The specialty food buyer is different from the commodity buyer. They're not just looking for the cheapest price on a standard SKU. They're looking for something interesting, something differentiated, something that makes their store or menu stand out. They want to discover new products — and they're frustrated when that discovery process requires calling a rep during business hours.
For specialty food importers and distributors, this creates a real opportunity: the ordering experience is a competitive advantage. If you give buyers a portal where they can browse your catalog, read origin notes and certifications, and order at midnight when inspiration strikes, you've made yourself easier to work with than every competitor who sends a PDF catalog quarterly.
The PDF Catalog Problem
Most specialty food distributors still send static catalogs — a PDF, a printed book, an email with attached photos. These catalogs are outdated the moment they're published. New arrivals aren't in them. Sold-out items are still listed. Pricing may have changed. And they're not searchable, filterable, or orderable.

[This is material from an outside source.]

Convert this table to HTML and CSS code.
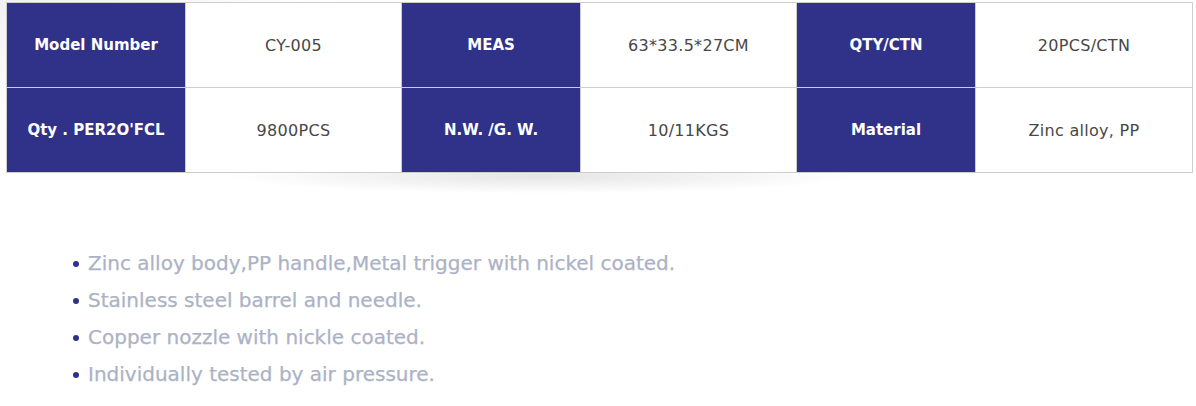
FILE: index.html
```html
<!DOCTYPE html>
<html>
<head>
<meta charset="utf-8">
<link rel="stylesheet" href="styles.css">
</head>
<body>
<div class="page">
  <div class="table-wrap">
    <table class="spec">
      <tr>
        <th>Model Number</th><td>CY-005</td>
        <th>MEAS</th><td>63*33.5*27CM</td>
        <th>QTY/CTN</th><td>20PCS/CTN</td>
      </tr>
      <tr>
        <th>Qty . PER2O'FCL</th><td>9800PCS</td>
        <th>N.W. /G. W.</th><td>10/11KGS</td>
        <th>Material</th><td>Zinc alloy, PP</td>
      </tr>
    </table>
    <div class="shadow"></div>
  </div>
  <ul class="features">
    <li>Zinc alloy body,PP handle,Metal trigger with nickel coated.</li>
    <li>Stainless steel barrel and needle.</li>
    <li>Copper nozzle with nickle coated.</li>
    <li>Individually tested by air pressure.</li>
  </ul>
</div>
</body>
</html>
```
FILE: styles.css
```css
html, body {
  margin: 0;
  padding: 0;
  background: #fff;
}
.page {
  width: 1196px;
  height: 406px;
  overflow: hidden;
  font-family: "DejaVu Sans", "Open Sans", sans-serif;
  padding: 2px 0 0 6px;
  box-sizing: border-box;
  background: linear-gradient(160deg, #f1f1f3 0px, #ffffff 120px);
}
.table-wrap {
  position: relative;
  width: 1187px;
}
.spec {
  position: relative;
  z-index: 1;
  border-collapse: collapse;
  width: 1187px;
  table-layout: fixed;
  background: #fff;
}
.spec th, .spec td {
  border: 1px solid #cdcdcd;
  height: 84px;
  padding: 0;
  text-align: center;
  vertical-align: middle;
}
.spec th {
  background: #303189;
  color: #fff;
  font-weight: bold;
  font-size: 15px;
}
.spec td {
  color: #474747;
  font-weight: 400;
  font-size: 16px;
  letter-spacing: 0.3px;
}
.spec th:nth-child(1) { width: 178px; }
.spec td:nth-child(2) { width: 215px; }
.spec th:nth-child(3) { width: 178px; }
.spec td:nth-child(4) { width: 215px; }
.spec th:nth-child(5) { width: 178px; }
.shadow {
  position: absolute;
  left: 220px;
  top: 152px;
  width: 630px;
  height: 44px;
  background: radial-gradient(ellipse 50% 40% at 50% 50%, rgba(0,0,0,0.10), rgba(0,0,0,0) 100%);
  z-index: 0;
}
.features {
  list-style: none;
  margin: 72px 0 0 0;
  padding: 0 0 0 66px;
}
.features li {
  position: relative;
  padding-left: 16px;
  font-size: 20px;
  line-height: 37px;
  color: #acb2c5;
  -webkit-text-stroke: 0.25px #acb2c5;
}
.features li::before {
  content: "";
  position: absolute;
  left: 1px;
  top: 16px;
  width: 6px;
  height: 6px;
  border-radius: 50%;
  background: #303189;
}
```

A portal replaces the static catalog with a live, interactive experience. Your buyers filter by region of origin, certification (organic, kosher, fair trade), flavor profile, or category. They see what's new, what's on promotion, and what's allocated. They place their order without any friction.
New Arrivals as a Revenue Driver
When specialty food buyers have a portal, new product launches become revenue events rather than cold-call moments. You publish a new arrival with tasting notes and imagery. Every account sees it immediately. Interested accounts pre-order directly. Your rep doesn't have to call 40 accounts to pitch the same product — the product sells itself through the portal.
SPINS data shows that 45% of specialty food distributor revenue growth comes from existing account upsells. A portal is the most effective tool for driving those upsells at scale — without adding headcount.
Per-Account Pricing for Complex Relationships
Specialty food distribution often involves complex pricing: different tiers for chains vs. independents, promotional pricing for new accounts, volume discounts for certain categories. Managing this manually is error-prone. A portal enforces your pricing rules automatically, account by account, order by order.